At the time, Old Mysuru, a bastion of the JD(S) and Congress, was a difficult area for the BJP to penetrate. This was also because of the lack of a credible Vokkaliga face in the BJP, unlike in the other two parties, in the agrarian district dominated by Vokkaligas.
Communal tensions next flared up in November the same year, when right-wing groups claimed that Tipu Sultan’s assassination was carried out by two revered Vokkaliga figures, Uri Gowda and Nanje Gowda. History records Tipu Sultan as having been killed in the fourth Anglo-Mysore war by the British in 1799.
Though the BJP version was amplified by leaders such as Union minister Shobha Karandlaje and MLC C T Ravi, it didn’t generate much traction among the public.
In the 2023 Assembly polls, which the Congress won by a huge majority, the BJP lost even the one seat in Mandya it held.
After a lull, tensions reared up in Mandya again on January 22, 2024, ahead of Republic Day, over the hoisting of a saffron flag with Hanuman’s image in Keregodu village near Mandya. This coincided with the consecration of the Ram Temple in Ayodhya, with Prime Minister Narendra Modi leading the ceremony.
When the Congress administration removed the flag, on the grounds that the flagpole it was hoisted on was meant only for the national or state flag, BJP leaders staged a protest, leading to the detention of Leader of the Opposition R Ashok and BJP leader C N Ashwath Narayan.
In September 2024, Nagamangala, 55 km from Maddur, was witness to communal clashes when a Ganesh Chaturthi procession was passing by in front of a mosque. According to police, an argument broke out between two groups, prompting authorities to resort to mild caning. Subsequently, several shops and vehicles were set on fire. Police arrested more than 50 people in connection with the incident.
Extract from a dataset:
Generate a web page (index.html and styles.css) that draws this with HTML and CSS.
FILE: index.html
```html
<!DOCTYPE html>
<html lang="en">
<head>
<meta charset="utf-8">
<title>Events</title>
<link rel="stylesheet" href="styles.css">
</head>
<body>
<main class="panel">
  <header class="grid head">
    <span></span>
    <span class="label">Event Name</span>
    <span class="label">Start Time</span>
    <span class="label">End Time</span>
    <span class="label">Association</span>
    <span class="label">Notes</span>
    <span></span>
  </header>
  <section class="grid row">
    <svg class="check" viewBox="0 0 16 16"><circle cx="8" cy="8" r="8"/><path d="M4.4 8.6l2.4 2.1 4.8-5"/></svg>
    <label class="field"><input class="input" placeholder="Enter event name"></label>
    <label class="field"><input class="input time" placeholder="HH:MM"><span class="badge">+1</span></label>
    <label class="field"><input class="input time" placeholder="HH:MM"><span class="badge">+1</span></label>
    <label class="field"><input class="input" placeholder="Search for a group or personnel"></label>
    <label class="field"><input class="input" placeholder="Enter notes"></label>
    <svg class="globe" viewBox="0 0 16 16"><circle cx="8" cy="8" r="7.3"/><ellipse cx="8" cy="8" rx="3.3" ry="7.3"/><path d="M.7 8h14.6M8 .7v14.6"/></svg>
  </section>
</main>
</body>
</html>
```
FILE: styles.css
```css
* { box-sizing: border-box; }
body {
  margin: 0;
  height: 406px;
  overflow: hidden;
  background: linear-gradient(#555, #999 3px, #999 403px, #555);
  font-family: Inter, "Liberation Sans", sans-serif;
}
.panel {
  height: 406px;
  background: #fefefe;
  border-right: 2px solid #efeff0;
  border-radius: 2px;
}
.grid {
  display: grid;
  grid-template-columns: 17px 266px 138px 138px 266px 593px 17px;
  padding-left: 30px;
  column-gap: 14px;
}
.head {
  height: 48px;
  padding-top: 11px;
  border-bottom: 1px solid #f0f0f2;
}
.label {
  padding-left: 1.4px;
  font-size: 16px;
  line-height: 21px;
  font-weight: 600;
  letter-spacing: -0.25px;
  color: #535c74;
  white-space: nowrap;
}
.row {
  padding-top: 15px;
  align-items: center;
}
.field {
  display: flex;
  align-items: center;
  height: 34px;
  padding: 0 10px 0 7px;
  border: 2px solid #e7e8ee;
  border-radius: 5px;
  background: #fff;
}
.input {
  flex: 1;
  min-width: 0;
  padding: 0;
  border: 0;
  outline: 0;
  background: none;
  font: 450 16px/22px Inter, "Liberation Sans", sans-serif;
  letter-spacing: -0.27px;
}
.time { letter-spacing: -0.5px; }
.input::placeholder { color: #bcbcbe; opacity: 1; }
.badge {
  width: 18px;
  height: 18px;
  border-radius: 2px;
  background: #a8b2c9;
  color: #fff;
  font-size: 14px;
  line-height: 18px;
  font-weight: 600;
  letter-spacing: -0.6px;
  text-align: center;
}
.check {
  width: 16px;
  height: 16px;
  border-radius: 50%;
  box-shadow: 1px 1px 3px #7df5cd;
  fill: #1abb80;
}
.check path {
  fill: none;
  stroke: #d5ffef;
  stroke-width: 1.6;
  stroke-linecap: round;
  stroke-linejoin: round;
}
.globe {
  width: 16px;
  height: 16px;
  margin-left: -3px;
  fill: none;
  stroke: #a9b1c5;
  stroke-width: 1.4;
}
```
Sunday’s violence during Ganesh Chaturthi celebrations in Maddur was almost a repeat, with clashes erupting as the procession was crossing before a mosque. Police have arrested more than 50 people in cases related to the clashes.
Both the ruling Congress and the BJP and JD(S) – which are now allies – have blamed each other for the incident. R Ashok, who was part of a BJP delegation that visited the town as part of its ‘Maddur Chalo’ campaign, said the party will make sure that no “Hindu activists are touched in the region ever again”.
He added that since the “anti-Hindu” Congress assumed power in the state, “Mullahs are running the government”. He accused the government of minority appeasement, and blamed Chief Minister Siddaramaiah and “the Tipu gang”.
Siddaramaiah has promised action against the perpetrators, whoever they may be. “BJP (leaders) are experts in provoking and disrupting peace,” he has said. Deputy CM D K Shivakumar has accused the BJP of only politicising such clashes.
On Thursday, a case was registered against BJP leader Ravi on charges of “making inflammatory comments” during a Ganesha idol immersion event held by the party in Maddur town. The event was a show of strength by the BJP, in response to the September 7 Ganesh Chaturthi violence.
Another sign of the changing times is the stand taken by the JD(S), which has in the past been uncomfortable with ally BJP’s aggressive Hindutva. The ‘S’ in its name stands for ‘Secular’, and party supremo H D Deve Gowda has a following among Muslims.
After the recent violence, however, Nikhil Kumaraswamy, a member of the Deve Gowda family, put the blame squarely on the restrictions put on the Ganesh Chaturthi procession by the Congress administration. “We are all Hindus, who live by culture and traditions. When we are hurt, we have to stand together,” Kumaraswamy said, offering the JD(S)’s support to a bandh called by Hindu groups.
On Tuesday, Kumaraswamy participated in a protest along with BJP leaders.